When you invest in your community, you create a powerful feedback loop that fuels your content, product development and overall business strategy.

Building and managing a thriving community requires a powerful, intuitive platform. Sprout Social gives you the tools to schedule content, monitor conversations and measure your larger Facebook marketing strategy impact, all in one place.

To see how you can turn community into business results, start a free trial or request a demo to explore the platform’s features.

FAQs about Facebook Group Marketing

How do Facebook Groups differ from Facebook Pages for marketing purposes?

Facebook Pages are your brand’s public, one-to-many broadcast channel.
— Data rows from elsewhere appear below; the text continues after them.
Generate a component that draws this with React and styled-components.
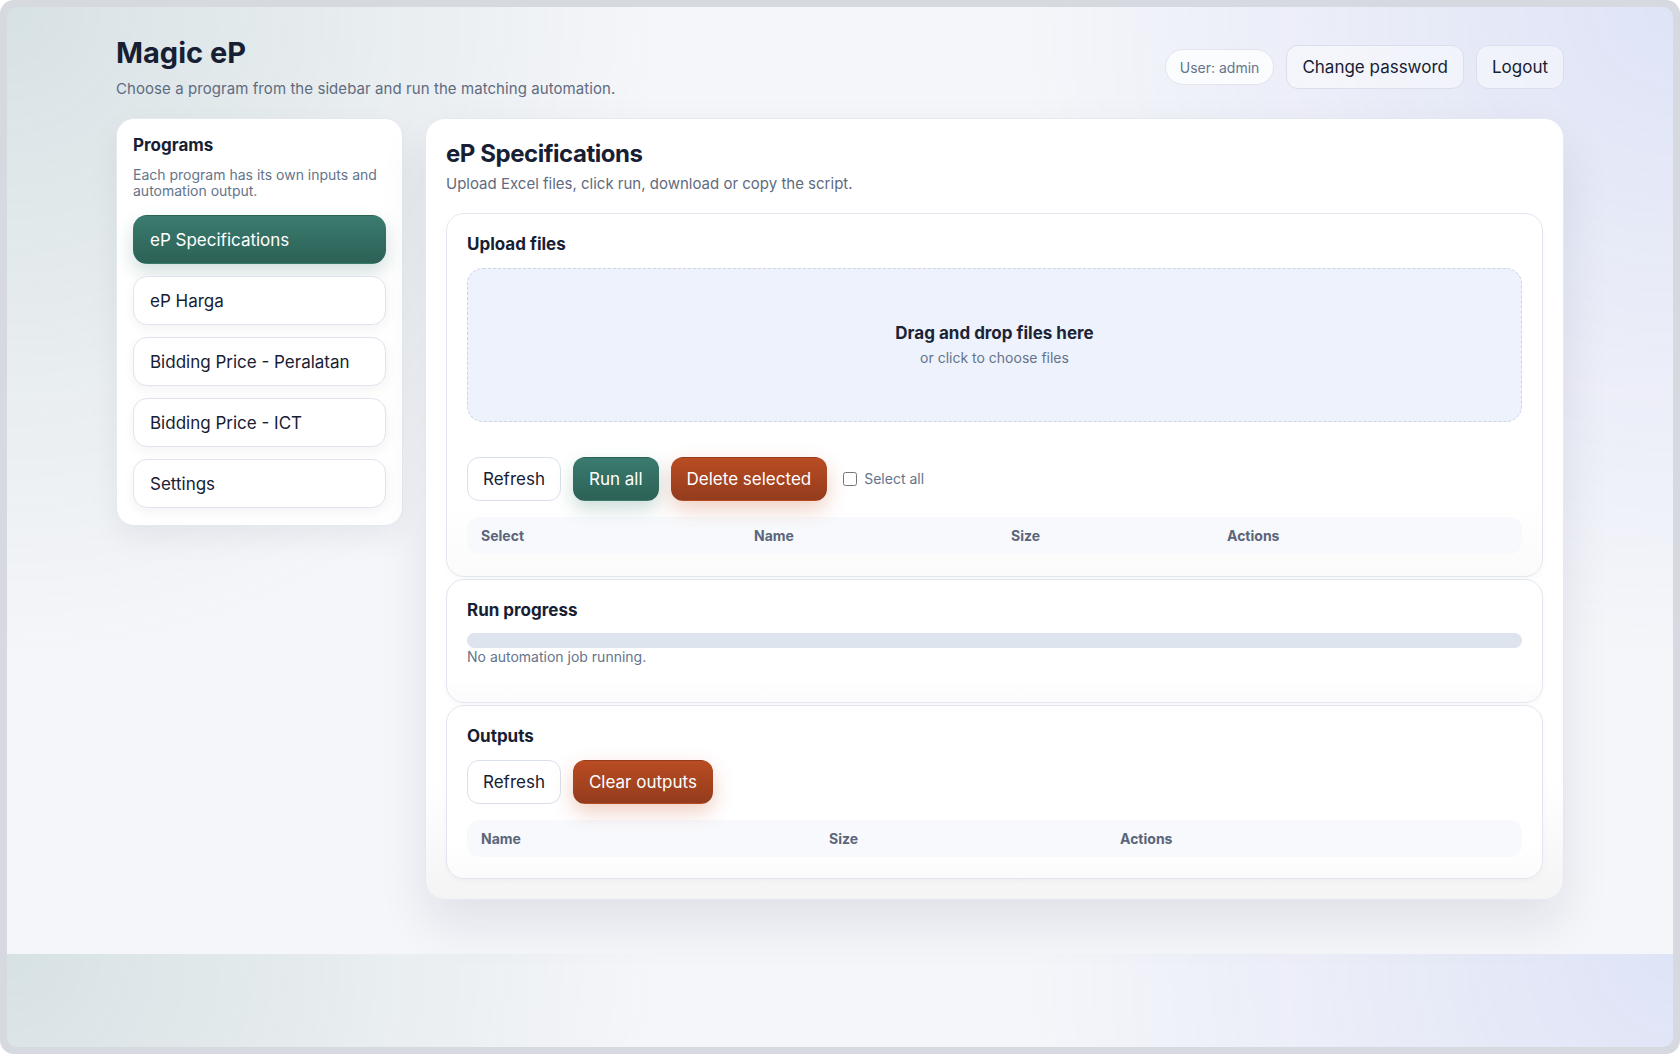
import React from "react";
import styled, { createGlobalStyle, css } from "styled-components";

const GlobalStyle = createGlobalStyle`
  html, body, #root {
    height: 100%;
  }
  body {
    margin: 0;
    background: #ffffff;
    font-family: Inter, "Noto Sans", "Liberation Sans", sans-serif;
    color: #172033;
    -webkit-font-smoothing: antialiased;
  }
  * {
    box-sizing: border-box;
  }
`;

const Frame = styled.div`
  height: 100%;
  padding: 7px;
  background: #d7d9e0;
  border-radius: 14px;
`;

const Viewport = styled.div`
  height: 100%;
  border-radius: 10px;
  overflow: hidden;
  background:
    radial-gradient(circle at 0 0, rgba(47, 111, 98, 0.15), rgba(47, 111, 98, 0) 34%),
    radial-gradient(circle at 100% 0, rgba(72, 104, 224, 0.13), rgba(72, 104, 224, 0) 34%),
    #f5f6fa;
  background-size: 100% 947px;
`;

const Page = styled.div`
  max-width: 1448px;
  margin: 0 auto;
  padding-top: 29px;
`;

const Header = styled.header`
  display: flex;
  align-items: center;
  justify-content: space-between;
  margin-bottom: 20px;
`;

const Brand = styled.h1`
  margin: 0;
  font-size: 29px;
  line-height: 34px;
  font-weight: 700;
  color: #172033;
`;

const Lead = styled.p`
  margin: 10px 0 0;
  font-size: 15px;
  line-height: 18px;
  letter-spacing: 0.07px;
  color: #5f6b80;
`;

const HeaderActions = styled.div`
  display: flex;
  align-items: center;
  gap: 12px;
`;

const UserPill = styled.span`
  display: inline-flex;
  align-items: center;
  height: 36px;
  padding: 0 14px;
  border: 1px solid #dfe4ee;
  border-radius: 999px;
  background: #fbfcfe;
  font-size: 14px;
  color: #64748b;
`;

const buttonTone = {
  ghost: css`
    background: rgba(255, 255, 255, 0.45);
    border-color: #d9dfec;
    color: #172033;
  `,
  secondary: css`
    background: #ffffff;
    border-color: #d9e0ec;
    color: #172033;
  `,
  primary: css`
    background: linear-gradient(180deg, #3b7b6f 0%, #2c6156 100%);
    border-color: transparent;
    color: #ffffff;
    box-shadow: 0 8px 18px rgba(47, 111, 98, 0.24);
  `,
  danger: css`
    background: linear-gradient(180deg, #b94c23 0%, #933c1d 100%);
    border-color: transparent;
    color: #ffffff;
    box-shadow: 0 8px 20px rgba(196, 82, 38, 0.28);
  `,
};

const Button = styled.button`
  height: 44px;
  padding: 0 15px;
  border: 1px solid transparent;
  border-radius: 12px;
  font-family: inherit;
  font-size: 17px;
  line-height: 1.2;
  cursor: pointer;
  ${({ $tone }) => buttonTone[$tone || "secondary"]}
`;

const Layout = styled.div`
  display: grid;
  grid-template-columns: 287px 1fr;
  gap: 22px;
  align-items: start;
`;

const Sidebar = styled.aside`
  padding: 16px 16px 17px;
  background: #ffffff;
  border: 1px solid #e3e8f1;
  border-radius: 18px;
  box-shadow: 0 12px 30px rgba(15, 23, 42, 0.06);
`;

const SideTitle = styled.h2`
  margin: 0;
  font-size: 17px;
  line-height: 21px;
  font-weight: 700;
`;

const SideNote = styled.p`
  margin: 11px 0 16px;
  font-size: 14px;
  line-height: 16px;
  color: #64748b;
`;

const NavList = styled.nav`
  display: flex;
  flex-direction: column;
  gap: 12px;
`;

const NavItem = styled.button`
  height: 49px;
  padding: 0 16px;
  text-align: left;
  font-family: inherit;
  font-size: 17px;
  border-radius: 14px;
  cursor: pointer;
  border: 1px solid ${({ $active }) => ($active ? "transparent" : "#dfe4ef")};
  color: ${({ $active }) => ($active ? "#ffffff" : "#172033")};
  background: ${({ $active }) =>
    $active ? "linear-gradient(180deg, #3b7b6f 0%, #2c6156 100%)" : "#ffffff"};
  box-shadow: ${({ $active }) =>
    $active ? "0 8px 18px rgba(47, 111, 98, 0.22)" : "0 4px 12px rgba(15, 23, 42, 0.05)"};
`;

const Panel = styled.main`
  padding: 20px;
  border: 1px solid #e3e8f1;
  border-radius: 20px;
  background: linear-gradient(180deg, #ffffff 0%, #ffffff 85%, #f4f4f5 100%);
  box-shadow: 0 24px 50px rgba(15, 23, 42, 0.09);
`;

const PanelTitle = styled.h2`
  margin: 0;
  padding-top: 1px;
  font-size: 24px;
  line-height: 1.2;
  font-weight: 700;
  letter-spacing: -0.45px;
`;

const PanelLead = styled.p`
  margin: 6px 0 20px;
  font-size: 15px;
  line-height: 18px;
  color: #5f6b80;
`;

const Sections = styled.div`
  display: flex;
  flex-direction: column;
  gap: 2px;
`;

const Section = styled.section`
  padding: ${({ $pad }) => $pad || "20px"};
  border: 1px solid #e1e6ef;
  border-radius: 18px;
  background: linear-gradient(180deg, #ffffff 0%, #ffffff 80%, #fbfbfc 100%);
  box-shadow: 0 2px 6px rgba(15, 23, 42, 0.03);
`;

const SectionTitle = styled.h3`
  margin: 0 0 14px;
  font-size: 17px;
  line-height: 20px;
  font-weight: 700;
`;

const DropZone = styled.div`
  height: 154px;
  display: flex;
  flex-direction: column;
  align-items: center;
  justify-content: center;
  border: 1.5px dashed #cbd4e6;
  border-radius: 16px;
  background: #eef2fc;
  cursor: pointer;
`;

const DropTitle = styled.div`
  font-size: 17px;
  line-height: 1.2;
  font-weight: 700;
  color: #1b2435;
`;

const DropHint = styled.div`
  margin-top: 6px;
  font-size: 14px;
  line-height: 17px;
  color: #64748b;
`;

const Toolbar = styled.div`
  display: flex;
  align-items: center;
  gap: 12px;
  margin-top: ${({ $top }) => $top || "0"};
`;

const CheckLabel = styled.label`
  display: inline-flex;
  align-items: center;
  gap: 7px;
  margin-left: 4px;
  font-size: 14px;
  color: #64748b;
`;

const Check = styled.input`
  width: 14px;
  height: 14px;
  margin: 0;
`;

const TableHead = styled.div`
  display: grid;
  grid-template-columns: ${({ $cols }) => $cols};
  margin-top: 16px;
  padding: 10px 14px;
  border-radius: 12px;
  background: #f7f9fd;
  font-size: 14px;
  line-height: 17px;
  font-weight: 700;
  color: #5b6579;
`;

const Track = styled.div`
  height: 15px;
  margin-top: -1px;
  border-radius: 999px;
  background: #dde4ee;
`;

const Status = styled.div`
  margin-bottom: 17px;
  font-size: 14px;
  line-height: 17px;
  color: #64748b;
`;

const programs = [
  "eP Specifications",
  "eP Harga",
  "Bidding Price - Peralatan",
  "Bidding Price - ICT",
  "Settings",
];

export default function App() {
  return (
    <>
      <GlobalStyle />
      <Frame>
        <Viewport>
          <Page>
            <Header>
              <div>
                <Brand>Magic eP</Brand>
                <Lead>Choose a program from the sidebar and run the matching automation.</Lead>
              </div>
              <HeaderActions>
                <UserPill>User: admin</UserPill>
                <Button $tone="ghost">Change password</Button>
                <Button $tone="ghost">Logout</Button>
              </HeaderActions>
            </Header>

            <Layout>
              <Sidebar>
                <SideTitle>Programs</SideTitle>
                <SideNote>Each program has its own inputs and automation output.</SideNote>
                <NavList>
                  {programs.map((name, i) => (
                    <NavItem key={name} $active={i === 0}>
                      {name}
                    </NavItem>
                  ))}
                </NavList>
              </Sidebar>

              <Panel>
                <PanelTitle>eP Specifications</PanelTitle>
                <PanelLead>Upload Excel files, click run, download or copy the script.</PanelLead>

                <Sections>
                  <Section $pad="20px 20px 22px">
                    <SectionTitle>Upload files</SectionTitle>
                    <DropZone>
                      <DropTitle>Drag and drop files here</DropTitle>
                      <DropHint>or click to choose files</DropHint>
                    </DropZone>
                    <Toolbar $top="35px">
                      <Button>Refresh</Button>
                      <Button $tone="primary">Run all</Button>
                      <Button $tone="danger">Delete selected</Button>
                      <CheckLabel>
                        <Check type="checkbox" />
                        Select all
                      </CheckLabel>
                    </Toolbar>
                    <TableHead $cols="273px 257px 216px 1fr">
                      <span>Select</span>
                      <span>Name</span>
                      <span>Size</span>
                      <span>Actions</span>
                    </TableHead>
                  </Section>

                  <Section>
                    <SectionTitle>Run progress</SectionTitle>
                    <Track />
                    <Status>No automation job running.</Status>
                  </Section>

                  <Section $pad="20px 20px 21px">
                    <SectionTitle>Outputs</SectionTitle>
                    <Toolbar>
                      <Button>Refresh</Button>
                      <Button $tone="danger">Clear outputs</Button>
                    </Toolbar>
                    <TableHead $cols="348px 291px 1fr">
                      <span>Name</span>
                      <span>Size</span>
                      <span>Actions</span>
                    </TableHead>
                  </Section>
                </Sections>
              </Panel>
            </Layout>
          </Page>
        </Viewport>
      </Frame>
    </>
  );
}
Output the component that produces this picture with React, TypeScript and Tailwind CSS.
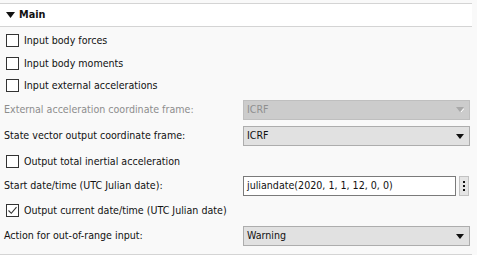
const font = "font-['DejaVu_Sans_Condensed','DejaVu_Sans',sans-serif] [font-stretch:condensed]";

function Checkbox({ checked = false, label }: { checked?: boolean; label: string }) {
  return (
    <div className="flex items-center gap-[5px] pl-[6px]">
      <div className="w-[13px] h-[13px] border border-[#333333] bg-white flex items-center justify-center">
        {checked && (
          <svg width="11" height="11" viewBox="0 0 11 11">
            <path d="M1.5 5.5 L4.3 8.3 L9.5 2.2" fill="none" stroke="#333" strokeWidth="1.1" />
          </svg>
        )}
      </div>
      <span className="text-[10.6px] text-[#111]">{label}</span>
    </div>
  );
}

function Arrow({ disabled = false }: { disabled?: boolean }) {
  return (
    <svg width="8" height="5" viewBox="0 0 8 5">
      <path d="M0 0 H8 L4 5 Z" fill={disabled ? '#a8a8a8' : '#111'} />
      {disabled && <path d="M5 5 L8 1.5" stroke="#fff" strokeWidth="1" />}
    </svg>
  );
}

function Select({ value, disabled = false }: { value: string; disabled?: boolean }) {
  return (
    <div
      className={`w-[227px] h-[20px] border flex items-center justify-between pl-[3px] pr-[5px] text-[10.6px] ${
        disabled
          ? 'bg-[#cccccc] border-[#bfbfbf] text-[#8f8f8f]'
          : 'bg-[#e1e1e1] border-[#adadad] text-[#111]'
      }`}
    >
      <span>{value}</span>
      <Arrow disabled={disabled} />
    </div>
  );
}

function Row({ h, label, disabled, children }: { h: string; label: string; disabled?: boolean; children: React.ReactNode }) {
  return (
    <div className={`flex items-center ${h}`}>
      <span className={`w-[243px] pl-[4px] text-[10.6px] ${disabled ? 'text-[#8d8d8d]' : 'text-[#111]'}`}>{label}</span>
      {children}
    </div>
  );
}

export default function App() {
  return (
    <div className={`w-[477px] h-[255px] bg-[#f9f9f9] overflow-hidden ${font}`}>
      {/* Section header */}
      <div className="mt-[3px] mr-[5px] h-[24px] bg-white border-y border-[#d4d4d4] flex items-center gap-[4px] pl-[6px]">
        <svg width="9" height="6" viewBox="0 0 9 6">
          <path d="M0 0 H9 L4.5 6 Z" fill="#111" />
        </svg>
        <span className="text-[10.8px] font-bold text-[#111]">Main</span>
      </div>

      <div className="pt-[2px]">
        <div className="h-[23px] flex items-center">
          <Checkbox label="Input body forces" />
        </div>
        <div className="h-[23px] flex items-center">
          <Checkbox label="Input body moments" />
        </div>
        <div className="h-[22px] flex items-center">
          <Checkbox label="Input external accelerations" />
        </div>
        <Row h="h-[25px]" label="External acceleration coordinate frame:" disabled>
          <Select value="ICRF" disabled />
        </Row>
        <Row h="h-[28px]" label="State vector output coordinate frame:">
          <Select value="ICRF" />
        </Row>
        <div className="h-[23px] flex items-center">
          <Checkbox label="Output total inertial acceleration" />
        </div>
        <Row h="h-[25px]" label="Start date/time (UTC Julian date):">
          <div className="flex items-center gap-[3px]">
            <div className="w-[213px] h-[20px] bg-white border border-[#7a7a7a] flex items-center pl-[3px] text-[10.6px] text-[#111]">
              juliandate(2020, 1, 1, 12, 0, 0)
            </div>
            <div className="w-[10px] h-[20px] bg-[#e5e5e5] border border-[#c2c2c2] flex flex-col items-center justify-center gap-[2px]">
              <div className="w-[2px] h-[2px] bg-[#111]" />
              <div className="w-[2px] h-[2px] bg-[#111]" />
              <div className="w-[2px] h-[2px] bg-[#111]" />
            </div>
          </div>
        </Row>
        <div className="h-[26px] flex items-center">
          <Checkbox checked label="Output current date/time (UTC Julian date)" />
        </div>
        <Row h="h-[24px]" label="Action for out-of-range input:">
          <Select value="Warning" />
        </Row>
      </div>

      <div className="mt-[6px] mr-[5px] border-t border-[#d4d4d4]" />
    </div>
  );
}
Facebook Groups are community-focused spaces for two-way conversations between your brand and its members, and among the members themselves.

How long does it typically take to grow a Facebook Group to 1,000+ members?

Growth timelines vary based on your existing audience size, promotional efforts and content quality. With consistent engagement and cross-channel promotion, many brands see significant growth within three to six months.

Is Facebook discontinuing Groups?

No. Facebook continues to invest in Groups as a core part of its platform.

They remain a key feature for building private, meaningful communities online.